While that sounds like bad news, if I write once a second only while moving, and I move the blinds on average of three times a day for roughly 5 seconds a move, the eeprom should last at least 15 years by my math. If I skip the once a second while moving and just do it once at the end up each move, the eeprom would easily outlive me.
The trick is, programming it so it actually only writes to nvs at the end of each move, which is the goal and purpose of the thread, to make sure my big picture approach/outline actually makes sense as an efficient way to only write at the end of moves and not constantly every time through loop like the lazy version had been doing!
Robin2:
I have been assuming the OP plans to write the position to EEPROM memory (non-volatile-storage)
...R
Yes, nvs, thank you. Apparently you assumed correctly. Not how I would solve the problem, but everyone for themselves.
I have just been poking around in my defunct garage door opener and I was surprised to see a little "analog computer" inside, a linear slide mechanism of a lead screw driven by a gear tap on the main drive shaft of the big motor, so a truck with little switch blades on it mirrors what the door is doing.
The other switch points are on lead screws that are what you turn to "program" the door to go up and down only so far.
It surprised me to see this in the 21st century, but it is probably a design that's been around and quite adequate and reliable for decades. All it has to do is outlast the power section - my opener failed because the main gear wore out, no component level repair available.
So long winded, but I'd think about adding some limit switches and forget about nvs (non-volatile storage).
aarg:
The EEPROM has a 100,000 write cycle limit. If you write once a second, that will last 28 hours.
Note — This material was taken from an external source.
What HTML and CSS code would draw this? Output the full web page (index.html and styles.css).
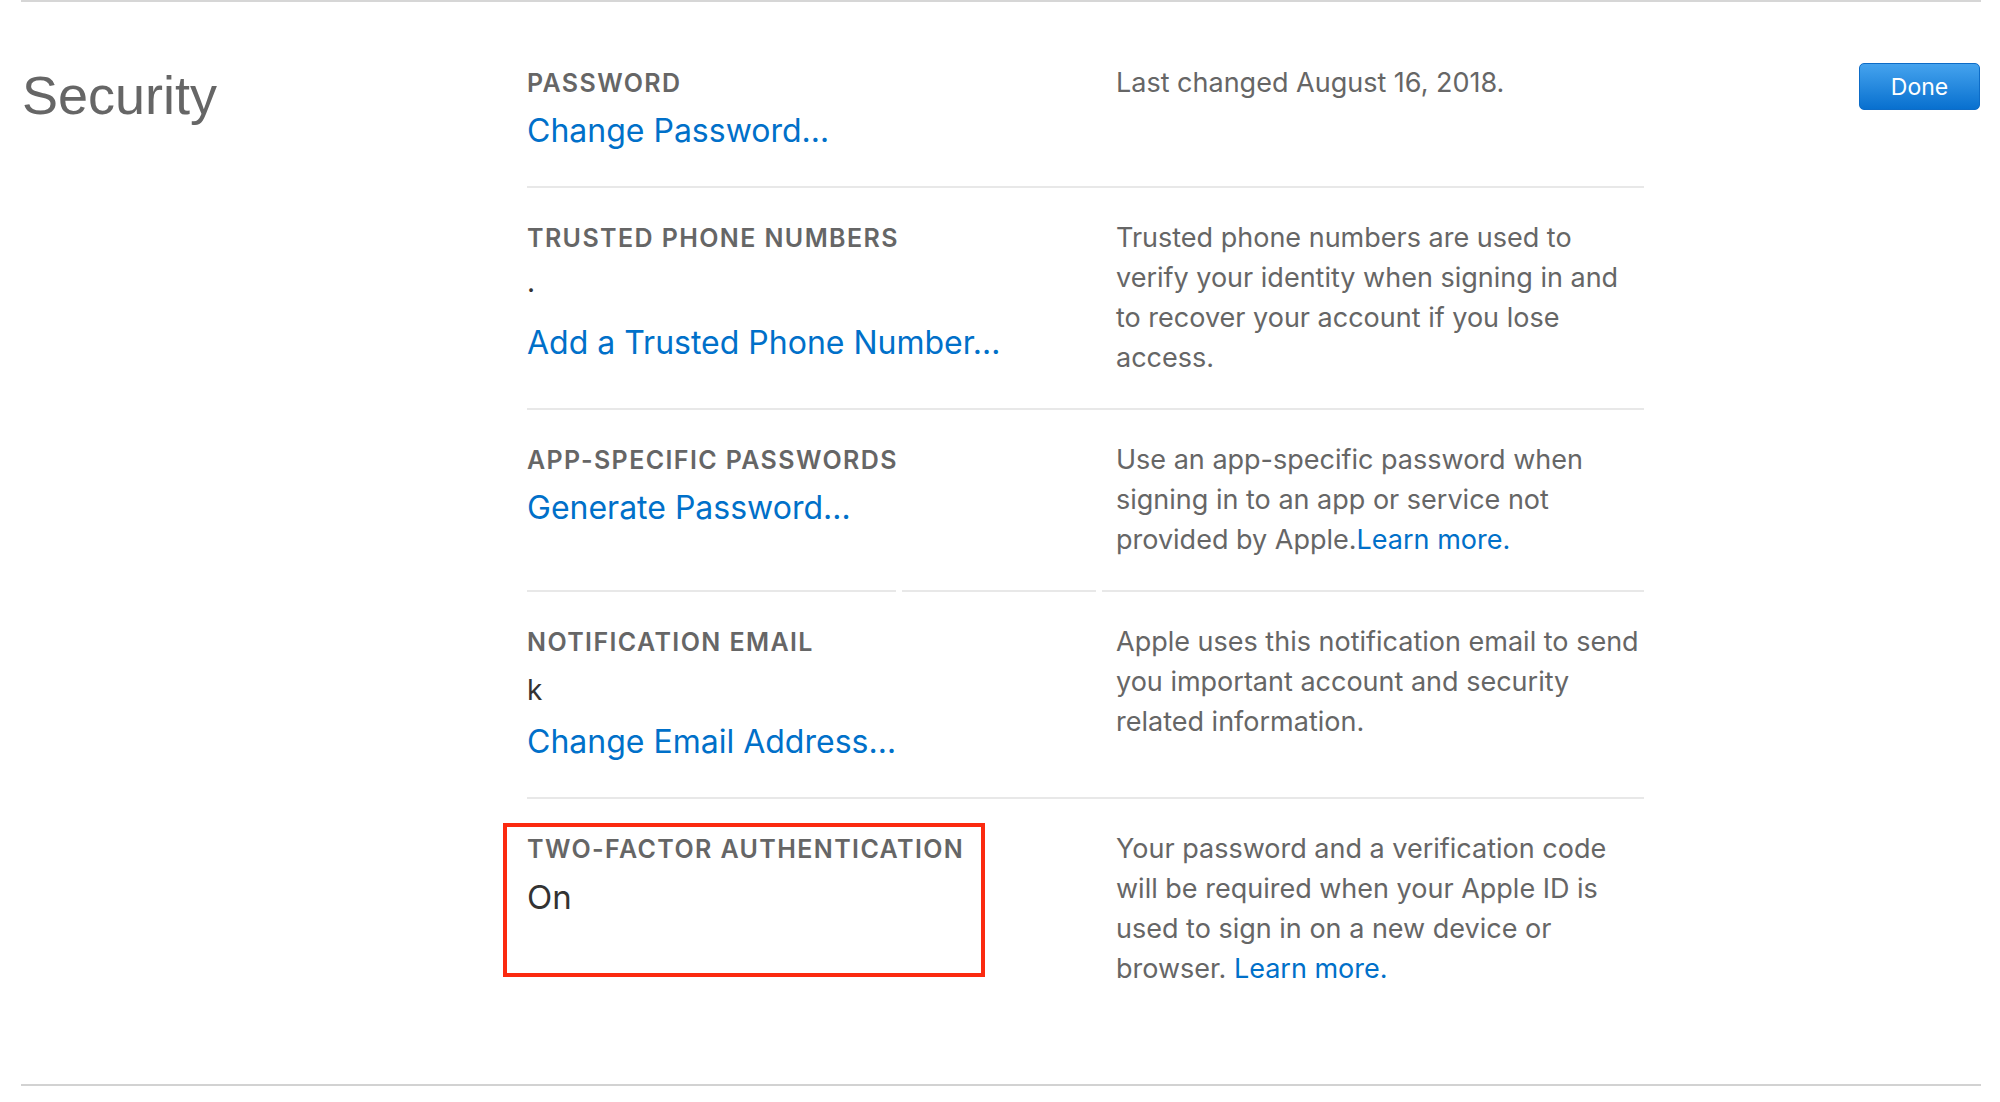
FILE: index.html
```html
<!DOCTYPE html>
<html lang="en">
<head>
<meta charset="utf-8">
<title>Security</title>
<link rel="stylesheet" href="styles.css">
</head>
<body>
<section class="security">
  <h2 class="title">Security</h2>
  <div class="rows">
    <div class="row">
      <div class="main">
        <div class="label">PASSWORD</div>
        <a class="action" href="#">Change Password…</a>
      </div>
      <p class="desc">Last changed August 16, 2018.</p>
    </div>
    <div class="sep"></div>
    <div class="row">
      <div class="main">
        <div class="label">TRUSTED PHONE NUMBERS</div>
        <div class="value value-phone">.</div>
        <a class="action" href="#">Add a Trusted Phone Number…</a>
      </div>
      <p class="desc">Trusted phone numbers are used to verify your identity when signing in and to recover your account if you lose access.</p>
    </div>
    <div class="sep"></div>
    <div class="row">
      <div class="main">
        <div class="label">APP-SPECIFIC PASSWORDS</div>
        <a class="action" href="#">Generate Password…</a>
      </div>
      <p class="desc">Use an app-specific password when signing in to an app or service not provided by Apple.<a class="inline-link" href="#">Learn more.</a></p>
    </div>
    <div class="sep sep-split"><span class="seg-a"></span><span class="seg-b"></span><span class="seg-c"></span></div>
    <div class="row">
      <div class="main">
        <div class="label">NOTIFICATION EMAIL</div>
        <div class="value">k</div>
        <a class="action" href="#">Change Email Address…</a>
      </div>
      <p class="desc">Apple uses this notification email to send you important account and security related information.</p>
    </div>
    <div class="sep"></div>
    <div class="row">
      <div class="main">
        <div class="label">TWO-FACTOR AUTHENTICATION</div>
        <div class="status">On</div>
        <div class="highlight"></div>
      </div>
      <p class="desc">Your password and a verification code will be required when your Apple ID is used to sign in on a new device or browser. <a class="inline-link" href="#">Learn more.</a></p>
    </div>
  </div>
  <div class="side">
    <button class="done" type="button">Done</button>
  </div>
</section>
</body>
</html>
```
FILE: styles.css
```css
html, body {
  margin: 0;
  padding: 0;
  background: #ffffff;
}

body {
  font-family: Inter, "Liberation Sans", sans-serif;
  color: #666666;
}

.security {
  display: flex;
  align-items: flex-start;
  margin-left: 21px;
  width: 1960px;
  border-top: 2px solid #d6d6d6;
  border-bottom: 2px solid #d2d2d2;
}

.title {
  box-sizing: border-box;
  width: 506px;
  flex: none;
  margin: 61px 0 0;
  padding-left: 1px;
  font-family: "Liberation Sans", Arial, sans-serif;
  font-size: 54px;
  line-height: 64px;
  font-weight: 400;
  color: #666666;
}

.rows {
  width: 1117px;
  flex: none;
  padding: 31px 0 65px;
}

.row {
  display: grid;
  grid-template-columns: 589px 528px;
  padding-top: 30px;
}

.main {
  position: relative;
  padding-bottom: 35px;
}

.label {
  font-size: 25px;
  font-weight: 600;
  line-height: 40px;
  letter-spacing: 1.4px;
  color: #666666;
}

.value {
  margin-top: 8px;
  font-size: 28px;
  line-height: 40px;
  color: #333333;
}

.value-phone {
  margin-top: 4px;
  margin-bottom: 21px;
}

.status {
  margin-top: 8px;
  font-size: 33px;
  line-height: 40px;
  color: #333333;
}

.action {
  display: block;
  margin-top: 8px;
  font-size: 32px;
  line-height: 40px;
  color: #0070c9;
  text-decoration: none;
}

.value + .action {
  margin-top: 12px;
}

.desc {
  margin: 0;
  padding-bottom: 30px;
  font-size: 27px;
  line-height: 40px;
  color: #666666;
}

.inline-link {
  color: #0070c9;
  text-decoration: none;
}

.sep {
  height: 2px;
  background: #e8e8e8;
}

.sep-split {
  display: flex;
  gap: 6px;
  background: transparent;
}

.sep-split span {
  height: 2px;
  background: #e8e8e8;
}

.seg-a { width: 369px; }
.seg-b { width: 194px; }
.seg-c { flex: 1; }

.highlight {
  position: absolute;
  left: -24px;
  top: -6px;
  box-sizing: border-box;
  width: 482px;
  height: 154px;
  border: 4px solid #fb2a10;
}

.side {
  flex: 1;
  display: flex;
  justify-content: flex-end;
  padding-top: 61px;
  padding-right: 1px;
}

.done {
  box-sizing: border-box;
  width: 121px;
  height: 47px;
  border: 1px solid #0d6cc7;
  border-radius: 5px;
  background: linear-gradient(#45a3ee, #0870cf);
  color: #ffffff;
  font-family: Inter, "Liberation Sans", sans-serif;
  font-size: 23px;
  font-weight: 400;
  padding: 0;
}
```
I had the impression (perhaps wrongly) that the OP would only update the EEPROM at the end of every blind movement - which would probably only be a a few times per day. At 100 times per day one byte of the EEPROM should last about 3 years, and there are 2000(?) EEPROM bytes which would probably outlast a human life if wear-levelling is applied.
Robin2:
I had the impression (perhaps wrongly) that the OP would only update the EEPROM at the end of every blind movement - which would probably only be a a few times per day. At 100 times per day one byte of the EEPROM should last about 3 years, and there are 2000(?) EEPROM bytes which would probably outlast a human life if wear-levelling is applied.
...R
Right, that's the plan, and the main point of this post which I would summarize as "is this code outline, once programmed, an effective/efficient way of only writing to nvs at the end of each travel move." I'm throwing around the idea of also doing periodic writes while in motion to account for an incredibly unlikely power failure while the blinds are moving, but will probably not bother. It would be easy to do, but so unlikely to be necessary. I've lost power once in the last decade, the blinds are in motion for 15 seconds a day, the odds are absurd. Plus worst case scenario, if the blinds reboot and don't have an accurate stored location, they'll just spin in circles at the top or fall off the roll at the bottom.
So the main question stands, does the flow I've laid out in the outline make sense for flagging when memory needs to be recorded or not, such that it'll only record at the end of a travel move but always record at the end of a travel move? Is there a better way to do so?
Robin2:
Have you carefully read all of the Replies you have received?
...R
I have. I'm not seeing commentary on arriving/nvs part of the flow I've laid out, apologies if I'm missing it. I can rename the variable certainly (and I plan to), and add some new variables. The motion and trigger side of the program already works great (though I'm always open for improvement suggestions), it's the approach to setting that flag variable and then looping back through the Arrived makes sense/if there's a better approach.
The motion and trigger side discussed above is more or less what I'm already doing in loop: if encoder position < target position do GoDown() if [the opposite] do GoUp (), if porridge just right, do Arrived (). I certainly could set a variable for motor direction in each of them, but the library I'm using just has two pins to control direction so in goup and godown I'm just using a=1 b=0, and a=0, b=1, respectively, with arrived changing to 0 and 0.
If it makes more sense to structure it differently I'm all ears, but the blinds are going where I want them to go and stopping where they need to so I'm happy with that particular aspect. The section where I'm arriving is the big change for this iteration, doing the arrived function, saving nvs and setting a flag, looping back through and not saving again because the flag is set, then going down the other path of doing nothing until a new command comes to set the flag back to 0, is the part I'm especially looking for input on, if possible. And again if I did miss something, my apologies as I very much appreciate any input on this project!